According to later accounts, what the world did not know at the time was that Kennedy had clandestinely reached out to Soviet Premier Nikita Khrushchev with a proposal that would have the US dismantle its nuclear missiles stationed in Turkey (close to the Soviet Republics) in return for a takedown of the Cuban missiles.
Khrushchev accepted the proposal and acted as agreed. But it was the same America that came out to brag before the entire world saying, ‘We were eyeball to eyeball, and they blinked’. Hence, Kennedy was hailed by Americans and their allies as having outsmarted the Soviets who unfortunately punished their premier by replacing him with Leonid Brezhnev in 1964.
The events playing out in Ukraine since 12 days ago can best be described as a mismanaged reverse of the 1962 Cuban imbroglio. After the collapse of the Warsaw Pact in 1989, former member-countries that had once stood against the North Atlantic Treaty Organisation (NATO) started looking toward becoming members of the Western alliance. Two years later, the Soviet Union was unbundled with Russia, the most powerful of the disintegrating republics, retaining the former bloc’s permanent membership of the United Nations Security Council.
So, to allow Ukraine which is contiguous with Russia into NATO, the European Union or any organisation dominated by Western democracies poses the same type of threat which the US never tolerated in the Cuban case.

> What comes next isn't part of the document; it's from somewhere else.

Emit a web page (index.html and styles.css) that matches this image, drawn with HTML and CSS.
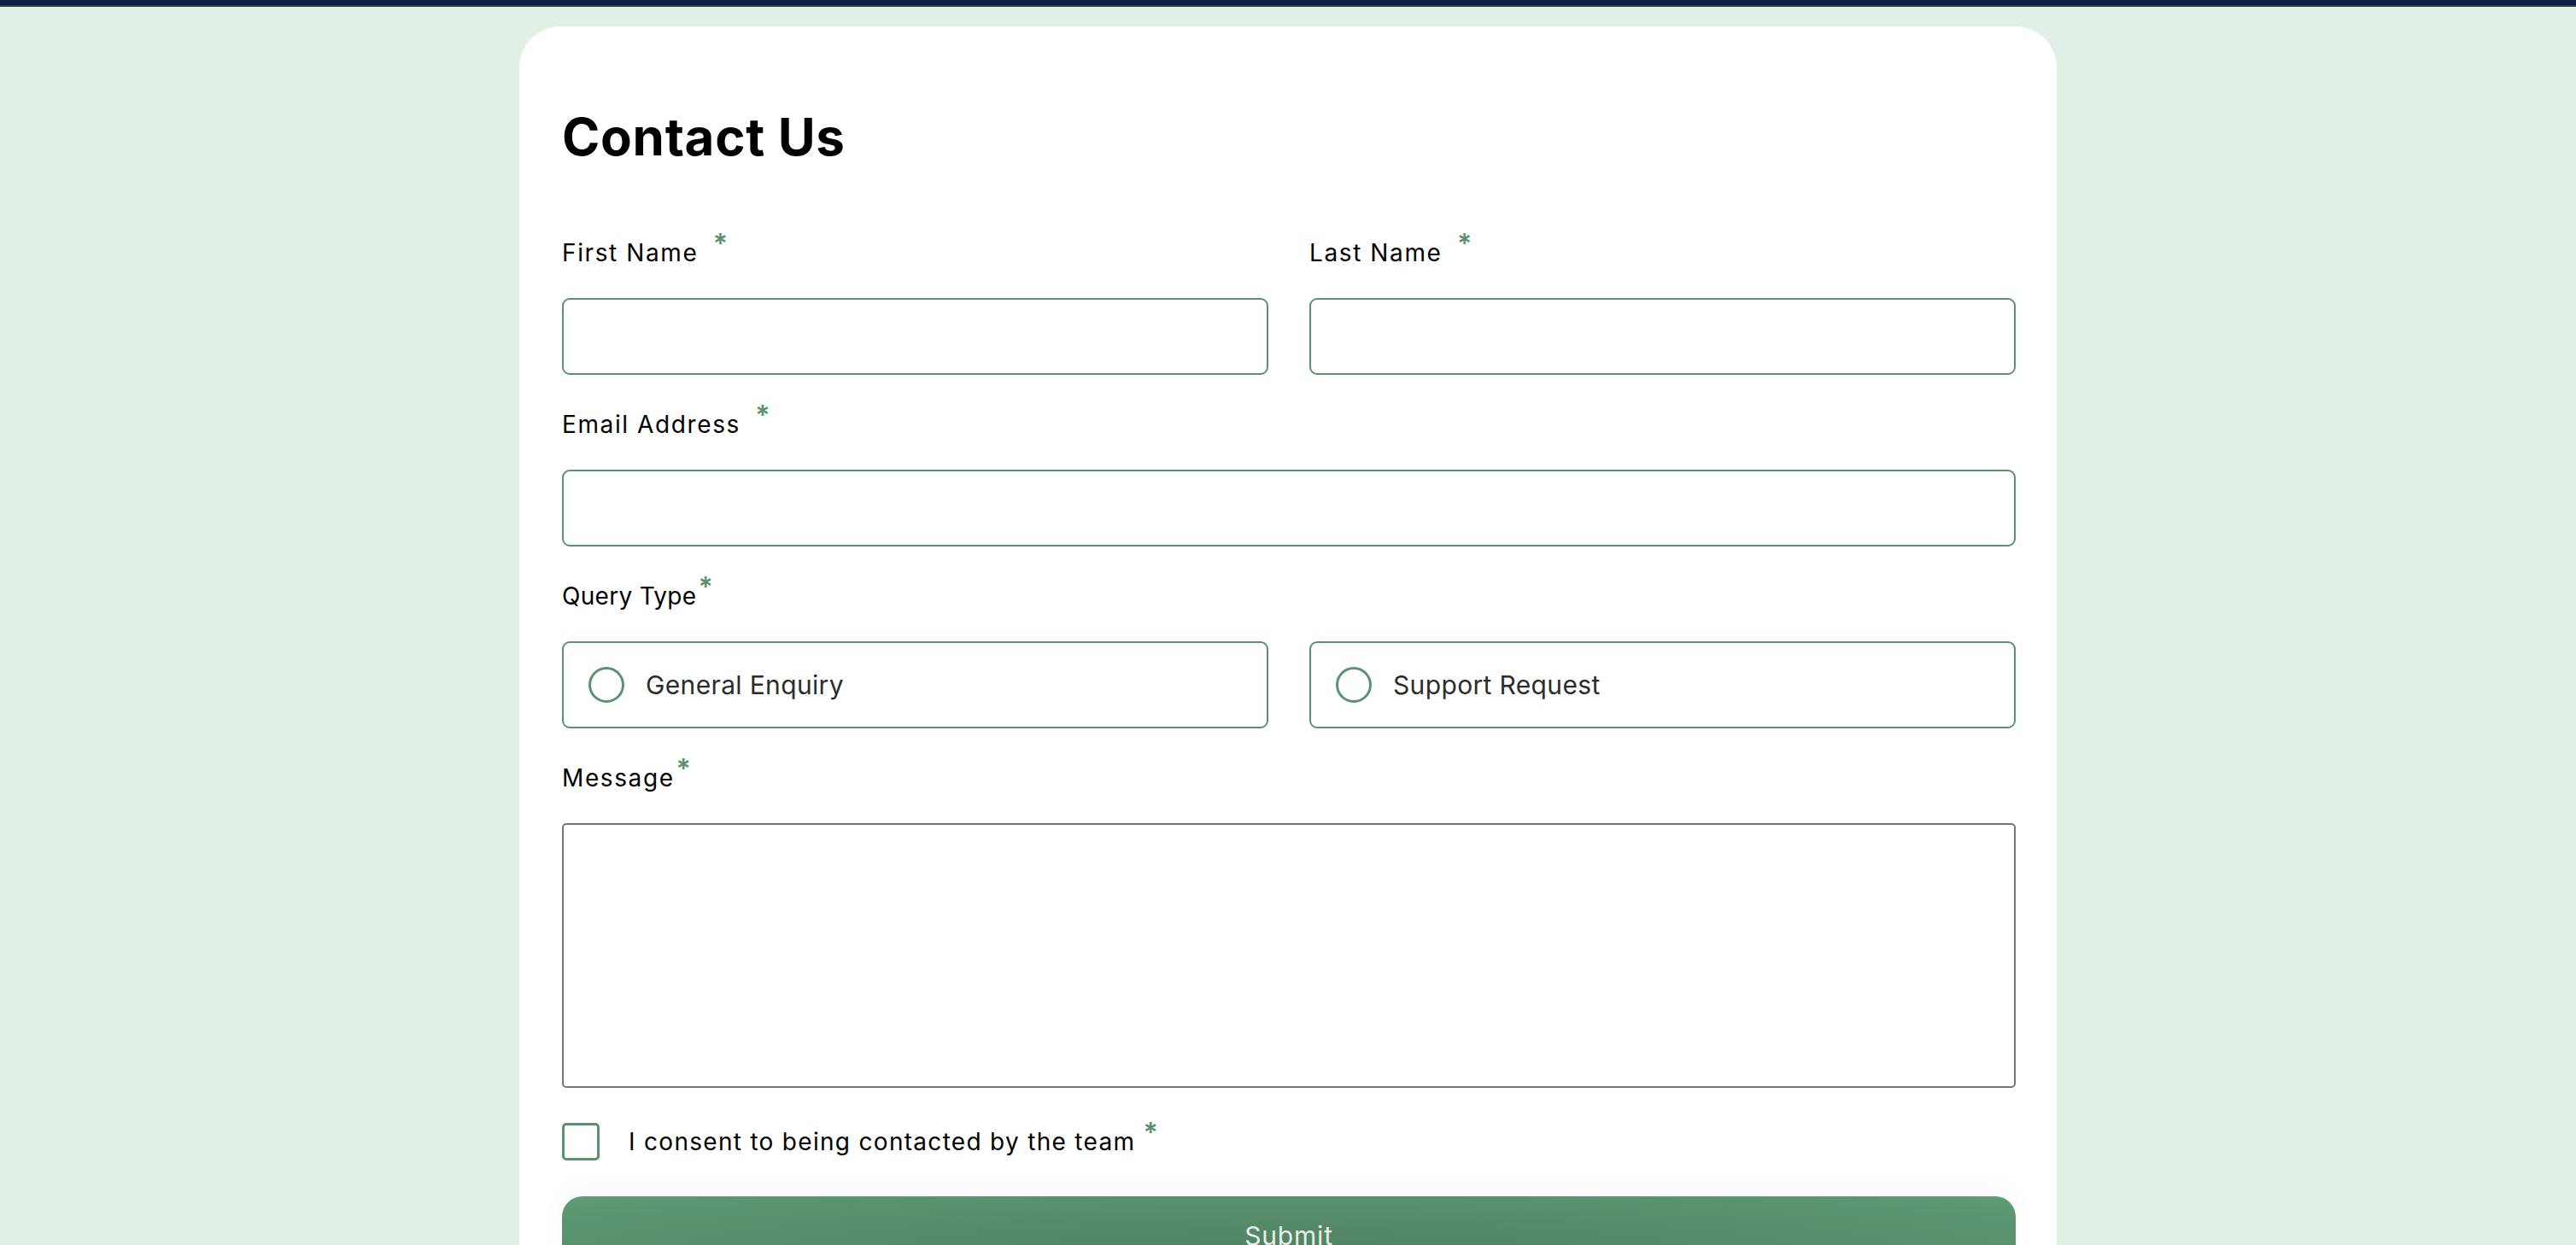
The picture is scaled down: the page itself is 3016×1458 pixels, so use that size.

In my opinion, President Volodymyr Zelenskyy of Ukraine should have backed down at the time Russia expressed her displeasure with the idea of Ukraine’s NATO and EU memberships. Honestly, he should not have dared Putin because none of the other Security Council permanent members – US, Great Britain, France and China – would permit the threat of a nuclear stockpile in its backyard.
Or is Zelenskyy so naïve to think that NATO and the EU would rush to his defence even as Ukraine is yet to complete the membership processes of both bodies? Remember how the West watched while Grozny in Chechnya and the Syrian city of Aleppo were literally pulverised by this same man.
Putin will very likely employ plausible deniability to stall any peace talk that would not seek Zelenskyy’s resignation as to enable him install a trusted ally in Kyiv. Though difficult to predict, but nothing so far seems to suggest an intention to annex the natural gas-rich country. If for nothing else, I think he would prefer that Ukraine keeps serving as a buffer for Russia against any NATO hostility.
To many people, the Russian strongman may appear like the devil’s incarnate who has inflicted so much brutality on his neighbours. But the truth is that no modern US president can seriously claim the high moral ground in this regard. For example, in 1983, America under Ronald Reagan invaded the West Indies Island of Grenada to ‘protect US citizens there and to prevent the island’s use as a base for Soviet and Cuban aggression in the Western Hemisphere’.
Also in 2003, President George W. Bush reportedly ordered a unilateral invasion of Iraq to dethrone Saddam Hussein on the unsubstantiated claim that the Middle East country possessed weapons of mass destruction.
Truth be told, Putin should even be praised for tolerating the NATO memberships of Estonia and Latvia (two of Russia’s contiguous small neighbours).
French President, Emmanuel Macron, who recently returned from a conference with his Russian counterpart, has warned the world of a gloomy outlook as pertains to the Ukraine war. This is made even more disturbing with Putin’s reported rejection of any declaration of a No-Fly zone in the embattled Eastern European nation.
Like individuals, countries should learn to respect or avoid a stronger neighbour. A strong Western assurance that Ukraine would not join NATO is what Putin said he wants. Why not assure him and save our world?